Excellent table-pounding there, truly excellent.

Knew you could do it, counselor, my faith in rationalization is restored!

But arguing with you can be like trying to pick up ball bearings in a pool of motor oil with chopsticks, especially for a poor ol’ peckerwood from Waco without a lot of fancy education, like what you got. So lets be clear.

So you are willing to stipulate that he killed the bill? (Like that “stipulate”? Saw it on *Perry Mason *once…)

“Supposedly”? Got to watch out for you when you start hammering in some maybes. What do you mean “supposedly”? Are you suggesting that the bill in question might not have had any such intention? Lot of evidence offered that such was precisely the intention, you have evidence otherwise? I don’t want to swallow that word without knowing if there’s a hook in it.

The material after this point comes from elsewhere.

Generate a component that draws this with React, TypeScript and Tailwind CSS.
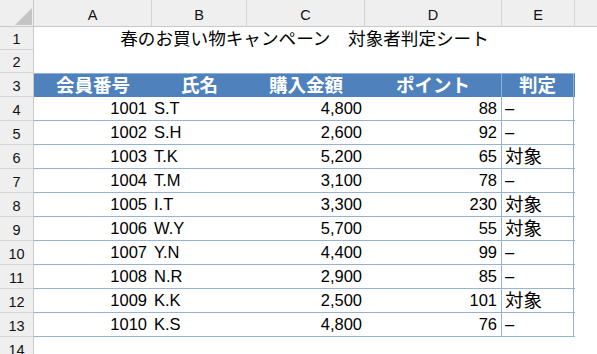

Or are you suggesting that the bill would not accomplish that end? That the dumbfucks in the Senate, with maybe a thousand years of law school amongst them, should have consulted with you to get a clearer view of the matter at hand?

Clear up that one little word, “supposedly”, and we can let 'er buck!

Absolutely.

Excellent suggestion.

I said “supposedly,” because the bill said nothing about rape or forced abortions. I agree that the claim was made that the bill would help stop these things, but I believe that claim was window dressing for a bill that was actually intended to create an easier path to residency and citizenship for NMI immigrants.

Since the bill’s actual effect on rape and forced abortion would have been minimal, and since it would have been easy for Congress to actually criminalize or stiffen the penalities for rape and forced abortions, I conclude that the bill really wasn’t about stopping rape or forced abortions.

I’m wondering why you want to boil the whole question down to rape and forced abortions. Is it because there is no specific mention of these crimes, and you’re hoping to use that for an escape hatch? Not that I don’t trust you! Well, ok, maybe a little. Its just that Methodists seldom get Jesuitical training, so I gotta be on my toes.